El lunes se deslizó furioso hacia su propia furia. La noche había sido larga y electoral. Parece que la bestia quedó desorientada en la prisión de lo posible. Incluso así, sigue siendo bestia, eso me digo, eso murmuro, mientras miro a los que transitan por calles, avenidas. Y lo digo pequeño, bajito, porque su aliento es el nuestro. Ese lunes fue un lunes ensimismado, absurdo, donde el periodismo mostró –una vez más- su peor cara, un rostro que pone demasiado empeño en asediar a la profesión. Tras observar su furia furiosa, supe que no tenía nada que hacer, sólo asentir en la perplejidad para que todo terminara de la manera más rápida posible. Cerrar los ojos y ser devorada por el abismo.

Ese mismo lunes, furioso por su propia furia, indómito ante el lenguaje de la prudencia, me llevó a cenar frente al mar. Es lo que tiene el estar vivo, que nunca sabes dónde ni cómo acabarás los días –con sus noches- de la vida. Observaba pasar a turistas horteras, mal vestidos. Con barrigas que saludan bajo un polo estrecho –qué necesidad-. Gritones de iPhone, Hawkers y selfis. Los observaba y pensaba en la elegancia de Tony Bennet [when the world is cold/I will feel a glow/Just thinking of you/And the way you look tonight]. ¿Adónde se habrá ido a vivir la elegancia? ¿En qué urbanización habita?

Observaba el relieve de luces de la ciudad que habito. Los gritos de las gaviotas que anhelan el sueño, el terral capaz de mover centros de gravedad, los barcos que entraban en puerto. Patinetes y helados. Yogures –qué necesidad-. Observaba personas con rostros anaranjados, bocas de pez, ojos que son pantallas. Personas deformadas por sus propias muecas como en el vídeo de la canción Black hole sun, de los Soundgarden. Personas que son todas iguales. La misma persona. Tras la cena, regresamos dando un paseo. Me gusta caminar porque el tiempo adquiere otra textura, otra cadencia. El caminar convierte el paisaje cotidiano en algo amable, en un estado de felicidad tras el que no se agazapa sospecha alguna. Caminar nos hace libres.

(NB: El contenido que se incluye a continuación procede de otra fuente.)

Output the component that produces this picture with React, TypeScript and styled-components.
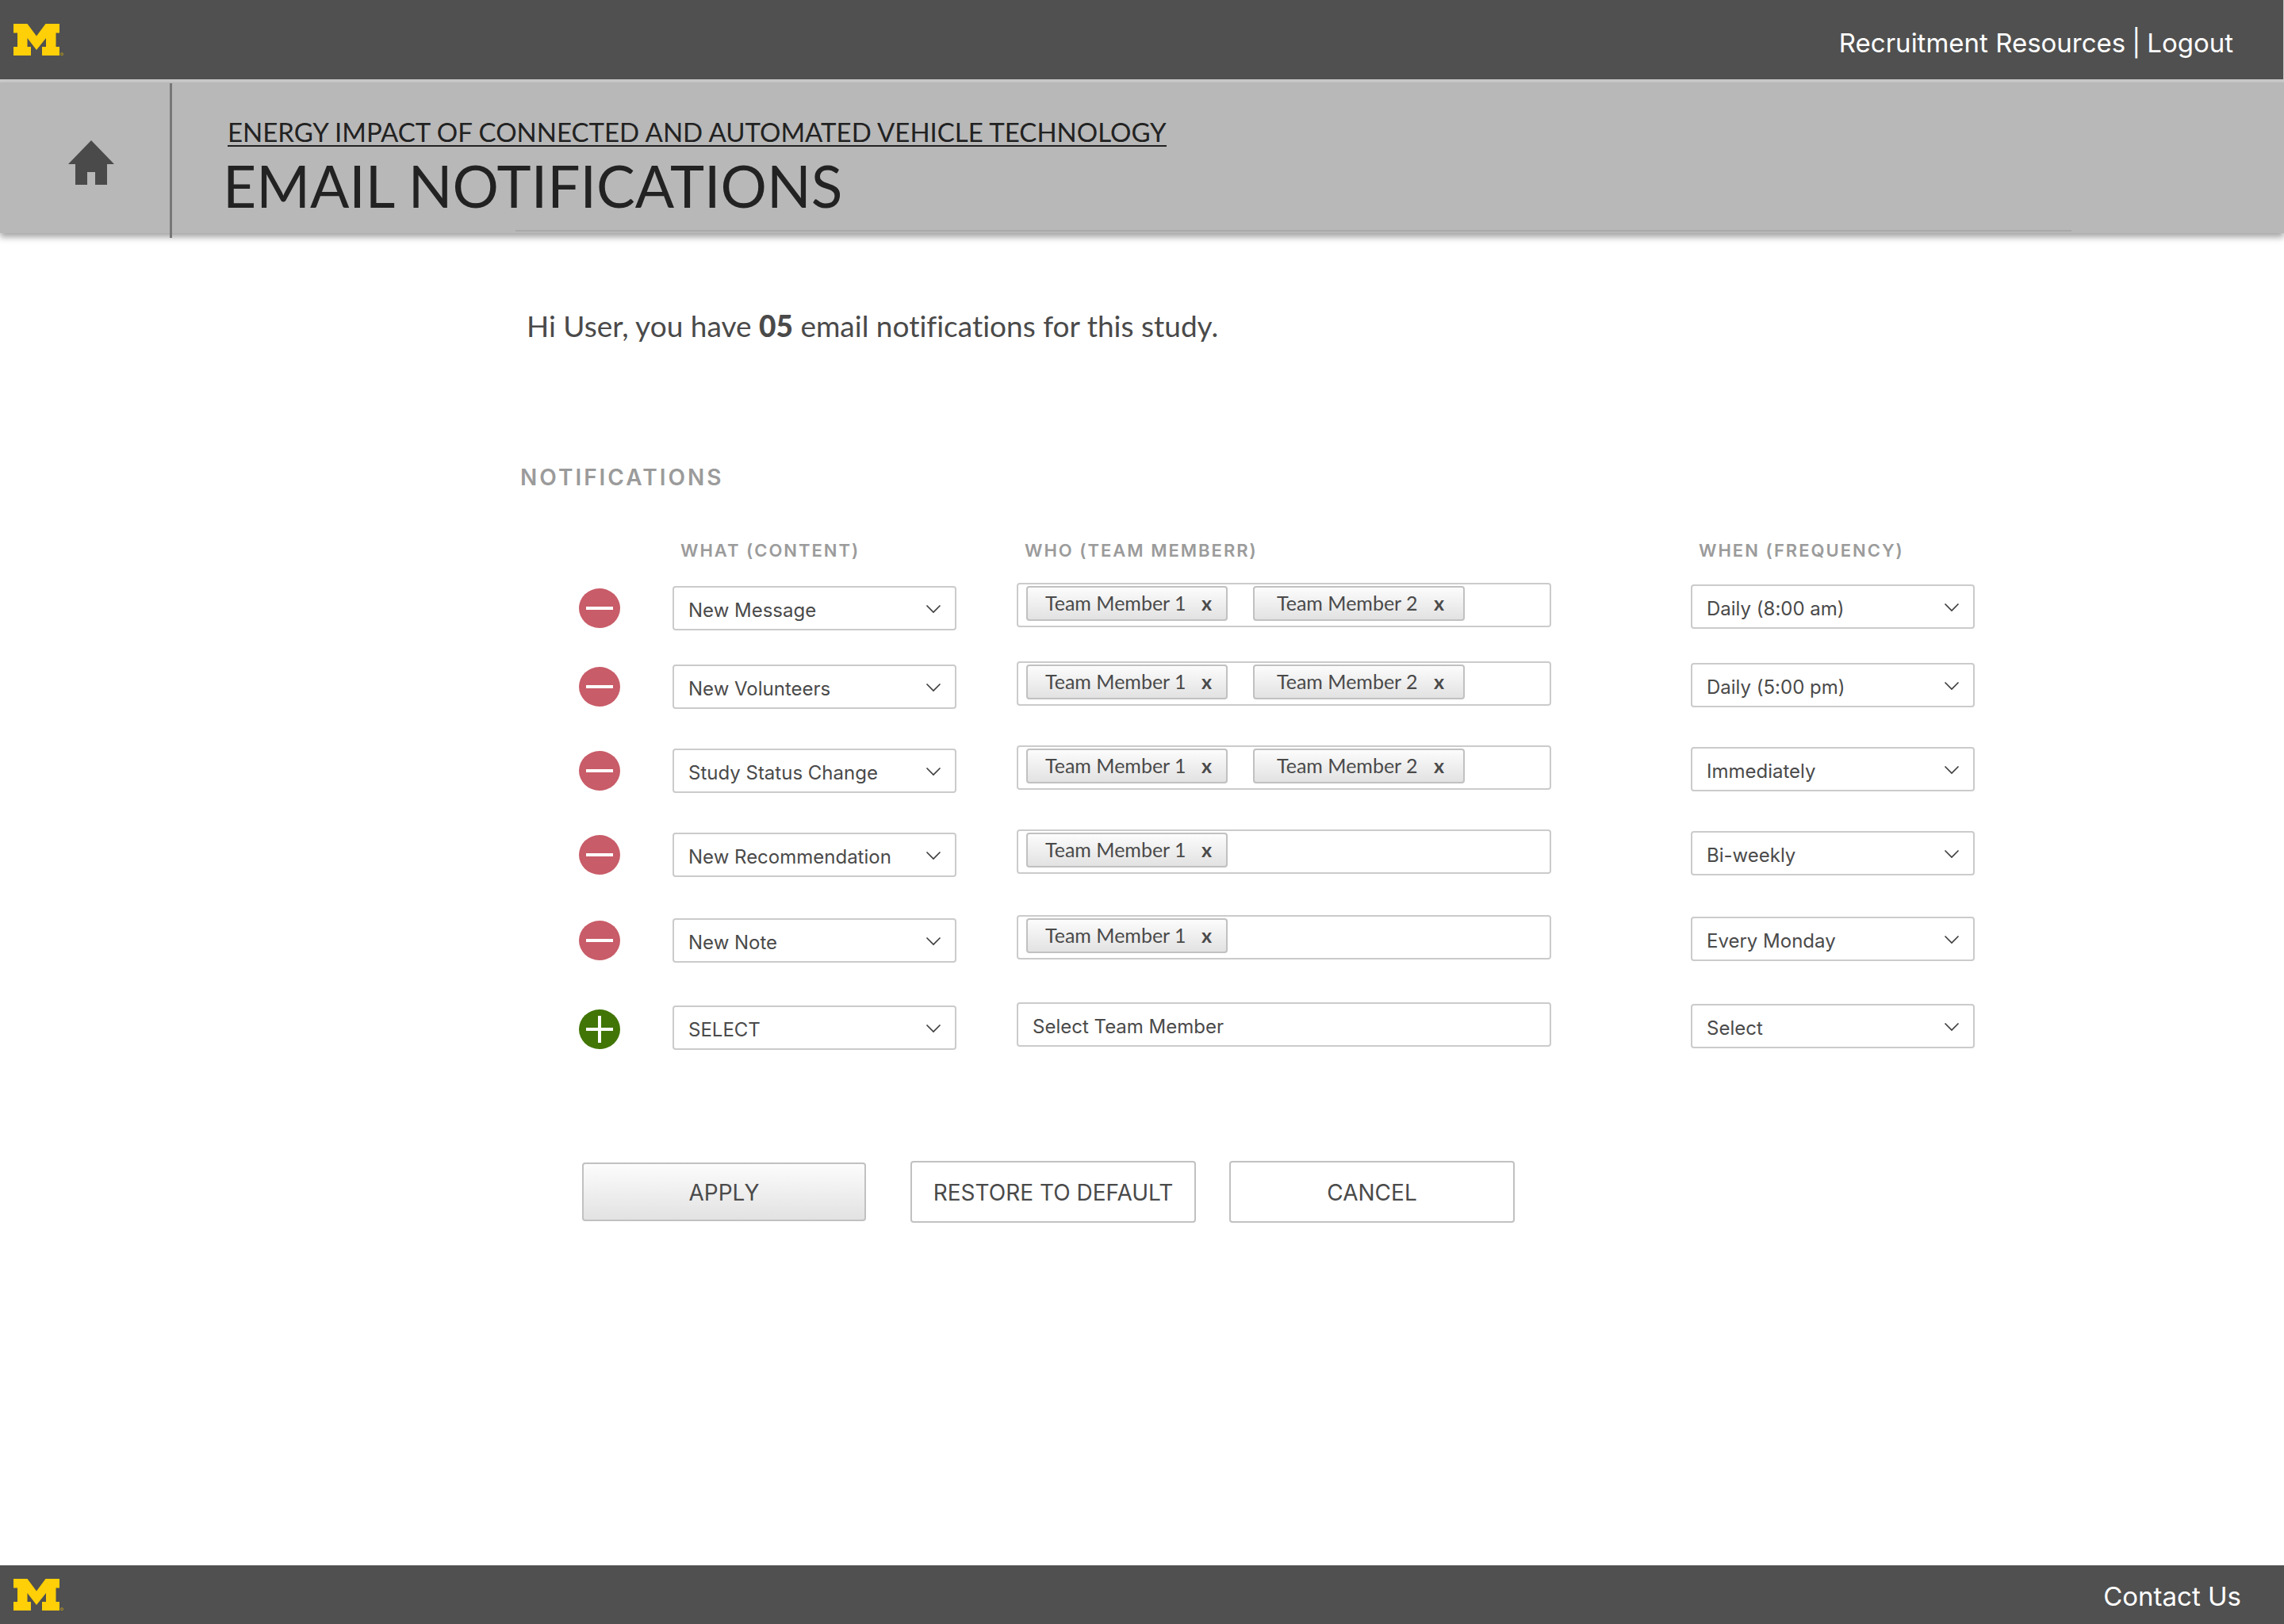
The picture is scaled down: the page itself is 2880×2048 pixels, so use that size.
import React from "react";
import styled, { createGlobalStyle, css } from "styled-components";

const sans = `Inter, "Liberation Sans", sans-serif`;
const humanist = `Lato, "Open Sans", sans-serif`;

const GlobalStyle = createGlobalStyle`
  *, *::before, *::after { box-sizing: border-box; }
  body {
    margin: 0;
    background: #fff;
    color: #4a4a4a;
    font-family: ${sans};
    font-variant-ligatures: none;
  }
  button, input, select { font: inherit; color: inherit; }
`;

const Page = styled.div`
  display: flex;
  flex-direction: column;
  min-height: 100vh;
`;

const TopBar = styled.header`
  display: flex;
  align-items: center;
  justify-content: space-between;
  height: 104px;
  padding: 0 63px 0 17px;
  background: #505050;
  border-right: 1px solid #c9c9c9;
  border-bottom: 4px solid #cacaca;
`;

const BottomBar = styled.footer`
  display: flex;
  align-items: center;
  justify-content: space-between;
  height: 74px;
  margin-top: auto;
  padding: 0 54px 0 17px;
  background: #505050;
`;

const BarLinks = styled.nav<{ $drop: number }>`
  display: flex;
  gap: 8px;
  padding-top: ${(p) => p.$drop}px;
  color: #fff;
  font-size: 33px;
  line-height: 40px;
`;

const BarLink = styled.a`
  color: inherit;
  text-decoration: none;
`;

const LogoLink = styled.a`
  display: block;
  height: 40px;
`;

const TitleBand = styled.section`
  display: flex;
  height: 190px;
  background: #b8b8b8;
  box-shadow: 0 5px 8px rgba(0, 0, 0, 0.36);
`;

const HomeLink = styled.a`
  display: flex;
  align-items: center;
  justify-content: center;
  width: 214px;
  padding: 12px 0 0 16px;
`;

const BandRule = styled.div`
  width: 3px;
  margin: 1px 0 -6px;
  background: #777;
`;

const Titles = styled.div`
  flex: 1;
  display: flex;
  flex-direction: column;
  padding: 45px 268px 2px 70px;
  color: #222;
  font-family: ${humanist};
`;

const StudyLink = styled.a`
  align-self: flex-start;
  border-bottom: 2px solid #222;
  color: inherit;
  font-size: 33px;
  line-height: 34px;
  text-decoration: none;
`;

const PageTitle = styled.h1`
  margin: 5px 0 0 -6px;
  font-size: 73px;
  font-weight: 400;
  line-height: 88px;
`;

const TitleRule = styled.hr`
  width: calc(100% - 363px);
  height: 2px;
  margin: auto 0 0 auto;
  border: 0;
  background: #a9a9a9;
`;

const Main = styled.main`
  padding: 92px 390px 60px 656px;
`;

const Summary = styled.p`
  margin: 0 0 0 8px;
  font-family: ${humanist};
  font-size: 37px;
  line-height: 50px;

  strong {
    font-weight: 900;
  }
`;

const SectionTitle = styled.h2`
  margin: 148px 0 0;
  color: #9b9b9b;
  font-size: 28px;
  font-weight: 600;
  letter-spacing: 3px;
  line-height: 36px;
`;

const Rules = styled.table`
  width: calc(100% - 74px);
  margin: 54px 0 0 74px;
  border-collapse: collapse;
  table-layout: fixed;
`;

const HeadCell = styled.th<{ $width?: number }>`
  width: ${(p) => (p.$width ? `${p.$width}px` : "auto")};
  height: 61px;
  padding: 0 0 0 10px;
  color: #9b9b9b;
  font-size: 22px;
  font-weight: 600;
  letter-spacing: 2px;
  line-height: 40px;
  text-align: left;
  vertical-align: top;
`;

const RuleRow = styled.tr<{ $height: number }>`
  height: ${(p) => p.$height}px;
`;

const Cell = styled.td<{ $top?: number; $right?: number }>`
  padding: ${(p) => p.$top ?? 0}px ${(p) => p.$right ?? 0}px 0 0;
  vertical-align: top;
`;

const RoundButton = styled.button<{ $add?: boolean }>`
  display: flex;
  align-items: center;
  justify-content: center;
  width: 52px;
  height: 50px;
  padding: 0;
  border: 0;
  border-radius: 50%;
  background: ${(p) => (p.$add ? "#417505" : "#c85c68")};
`;

const field = css`
  width: 100%;
  height: 56px;
  border: 2px solid #cbcbcb;
  border-radius: 4px;
  background: #fff;
`;

const SelectWrap = styled.div`
  position: relative;
  width: 358px;
`;

const Select = styled.select`
  ${field}
  display: block;
  appearance: none;
  padding: 4px 50px 0 18px;
  font-size: 24px;
`;

const Chevron = styled.svg`
  position: absolute;
  top: 23px;
  right: 19px;
  pointer-events: none;
`;

const Members = styled.div`
  ${field}
  display: flex;
  align-items: flex-start;
  gap: 32px;
  padding: 2px 10px;
`;

const MemberInput = styled.input`
  ${field}
  display: block;
  padding: 4px 18px 0;
  font-size: 24px;

  &::placeholder {
    color: #4a4a4a;
    opacity: 1;
  }
`;

const Chip = styled.span<{ $wide: boolean }>`
  display: flex;
  align-items: center;
  justify-content: space-between;
  width: ${(p) => (p.$wide ? 267 : 254)}px;
  height: 44px;
  padding: 0 ${(p) => (p.$wide ? 24 : 18)}px 2px ${(p) => (p.$wide ? 28 : 22)}px;
  border: 2px solid #c1c1c1;
  border-radius: 4px;
  background: linear-gradient(#fcfcfc, #e2e2e2);
  font-family: ${humanist};
  font-size: 25px;
  white-space: nowrap;
`;

const ChipRemove = styled.button`
  padding: 0;
  border: 0;
  background: none;
  font-weight: 700;
  line-height: 30px;
`;

const Actions = styled.div`
  display: flex;
  align-items: center;
  padding: 90px 0 0 78px;
`;

const Action = styled.button<{ $primary?: boolean }>`
  width: ${(p) => (p.$primary ? 358 : 360)}px;
  height: ${(p) => (p.$primary ? 74 : 78)}px;
  margin-right: ${(p) => (p.$primary ? 56 : 42)}px;
  padding: 2px 0 0;
  border: 2px solid #c1c1c1;
  border-radius: 4px;
  background: ${(p) => (p.$primary ? "linear-gradient(#fcfcfc, #e2e2e2)" : "#fff")};
  font-size: 28px;
`;

function BlockM() {
  return (
    <svg width="64" height="40" viewBox="0 0 64 40" aria-hidden="true">
      <path
        fill="#ffcf07"
        d="M0 0H17.5L29 15.5L40.5 0H58V11.5H53.5V29H58V40H36V29H41V18L29 33L17.5 18V29H22V40H0V29H5V11.5H0Z"
      />
      <circle cx="61" cy="38.2" r="1.5" fill="none" stroke="#b8981c" strokeWidth="1" />
    </svg>
  );
}

function SelectField({ label, value }: { label: string; value: string }) {
  return (
    <SelectWrap>
      <Select aria-label={label} defaultValue={value}>
        <option>{value}</option>
      </Select>
      <Chevron width="20" height="12" viewBox="0 0 20 12" fill="none" aria-hidden="true">
        <path d="M1.5 1.5L10 10L18.5 1.5" stroke="#3c3c3c" strokeWidth="1.6" />
      </Chevron>
    </SelectWrap>
  );
}

type Rule = { what: string; members: string[]; when: string; height: number };

const rules: Rule[] = [
  { what: "New Message", members: ["Team Member 1", "Team Member 2"], when: "Daily (8:00 am)", height: 99 },
  { what: "New Volunteers", members: ["Team Member 1", "Team Member 2"], when: "Daily (5:00 pm)", height: 106 },
  { what: "Study Status Change", members: ["Team Member 1", "Team Member 2"], when: "Immediately", height: 106 },
  { what: "New Recommendation", members: ["Team Member 1"], when: "Bi-weekly", height: 108 },
  { what: "New Note", members: ["Team Member 1"], when: "Every Monday", height: 110 },
];

export default function App() {
  return (
    <>
      <GlobalStyle />
      <Page>
        <TopBar>
          <LogoLink href="#" aria-label="University of Michigan">
            <BlockM />
          </LogoLink>
          <BarLinks $drop={8}>
            <BarLink href="#">Recruitment Resources</BarLink>
            <span>|</span>
            <BarLink href="#">Logout</BarLink>
          </BarLinks>
        </TopBar>

        <TitleBand>
          <HomeLink href="#" aria-label="Home">
            <svg width="58" height="56" viewBox="0 0 58 56" aria-hidden="true">
              <path fill="#4a4a4a" d="M29 0L58 30H49V56H34V40H24V56H9V30H0Z" />
            </svg>
          </HomeLink>
          <BandRule />
          <Titles>
            <StudyLink href="#">ENERGY IMPACT OF CONNECTED AND AUTOMATED VEHICLE TECHNOLOGY</StudyLink>
            <PageTitle>EMAIL NOTIFICATIONS</PageTitle>
            <TitleRule />
          </Titles>
        </TitleBand>

        <Main>
          <Summary>
            Hi User, you have <strong>05</strong> email notifications for this study.
          </Summary>
          <SectionTitle>NOTIFICATIONS</SectionTitle>
          <Rules>
            <thead>
              <tr>
                <HeadCell $width={118} aria-label="Actions" />
                <HeadCell $width={434}>WHAT (CONTENT)</HeadCell>
                <HeadCell>WHO (TEAM MEMBERR)</HeadCell>
                <HeadCell $width={358}>WHEN (FREQUENCY)</HeadCell>
              </tr>
            </thead>
            <tbody>
              {rules.map((rule) => (
                <RuleRow key={rule.what} $height={rule.height}>
                  <Cell $top={7}>
                    <RoundButton type="button" aria-label={`Remove ${rule.what}`}>
                      <svg width="34" height="4" viewBox="0 0 34 4" aria-hidden="true">
                        <rect width="34" height="4" fill="#fff" />
                      </svg>
                    </RoundButton>
                  </Cell>
                  <Cell $top={4}>
                    <SelectField label="What" value={rule.what} />
                  </Cell>
                  <Cell $right={176}>
                    <Members>
                      {rule.members.map((name, i) => (
                        <Chip key={name} $wide={i > 0}>
                          {name}
                          <ChipRemove type="button" aria-label={`Remove ${name}`}>
                            x
                          </ChipRemove>
                        </Chip>
                      ))}
                    </Members>
                  </Cell>
                  <Cell $top={2}>
                    <SelectField label="When" value={rule.when} />
                  </Cell>
                </RuleRow>
              ))}
              <RuleRow $height={110}>
                <Cell $top={9}>
                  <RoundButton type="button" $add aria-label="Add notification">
                    <svg width="34" height="34" viewBox="0 0 34 34" aria-hidden="true">
                      <path d="M0 17H34M17 0V34" stroke="#fff" strokeWidth="4" />
                    </svg>
                  </RoundButton>
                </Cell>
                <Cell $top={4}>
                  <SelectField label="What" value="SELECT" />
                </Cell>
                <Cell $right={176}>
                  <MemberInput aria-label="Who" placeholder="Select Team Member" />
                </Cell>
                <Cell $top={2}>
                  <SelectField label="When" value="Select" />
                </Cell>
              </RuleRow>
            </tbody>
          </Rules>
          <Actions>
            <Action type="submit" $primary>APPLY</Action>
            <Action type="button">RESTORE TO DEFAULT</Action>
            <Action type="button">CANCEL</Action>
          </Actions>
        </Main>

        <BottomBar>
          <LogoLink href="#" aria-label="University of Michigan">
            <BlockM />
          </LogoLink>
          <BarLinks $drop={4}>
            <BarLink href="#">Contact Us</BarLink>
          </BarLinks>
        </BottomBar>
      </Page>
    </>
  );
}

Nunca me ha interesado el turismo. Y eso que vivo en una ciudad que ha hecho de este modelo económico y social su seña de identidad. No me interesa porque no lo comprendo, al menos tal como está diseñado ahora mismo. En mi infancia, viajé mucho con mis padres y hermanos. España entera en un Talbot 150. Pero no hacíamos turismo. No teníamos el afán de ocupar ni de poseer. Viajábamos para habitar y conocer los lugares que visitábamos. El viajar te permite descubrir el lenguaje del lugar al que llegas para quedarte durante un tiempo.

Ya quedan pocos viajeros. Al igual que quedan muy pocos lugares con un lenguaje propio. En ese afán por poseerlo todo, por consumir todo, el espacio público ha sido uno de los principales damnificados. El lunes pasado falleció el sociólogo Marc Augé, uno de los tipos que he leído con mayor gozo, que mejor compañía me ha concedido. La noticia de su muerte me entristeció. Mi hija se sorprendió ante mi pesadumbre. «Pero si no lo conocías». La miré y le respondí que «había sido uno de los hombres que mejor me permitió conocerme y conocer lo que nos sucedía».

Eso, justamente eso, es el acompañar en la experiencia de la vida. Me tendió la mano a través de su pensar, un pensar audaz y certero, con el que nos ayudó en la compleja tarea de abordar nuestro presente desde la transformación de las nuevas edificaciones diseñadas por la cultura del consumo. Todos esos no lugares donde el ser humano puede estar, pero jamás puede ser. Lugares de tránsito, donde nuestra identidad y subjetividad se diluyen con la de otros, entre el andamiaje de un no lugar que menoscaba nuestra humanidad.

Me miró con dudas, con ganas de continuar la conversación, pero con la sabiduría del que sabe que el verano infantil está en otros lugares. Mientras ella se tiraba en el sofá, yo cogí mi teléfono móvil para enviarle un WhatsApp al artista José Luis Puche -siquiera le pregunté en qué parte del planeta se encontraba- para comentarle que el sociólogo francés había fallecido. Augé fue ese hilo rojo a partir del cual este creador malagueño, que triunfa internacionalmente, elaboró una de las intervenciones artísticas más bellas que he visto. Durante un año, por las escaleras del Centre Pompidou Málaga asomó el padre de este artista por entre las láminas de una persiana veneciana. Puche quiso desafiar desde el arte –no es eso la práctica artística- esta teoría concediendo humanidad a una escalera, un no lugar, un espacio por donde transitamos, pero no podemos ser. Salvo el propio arte que estuvo y fue.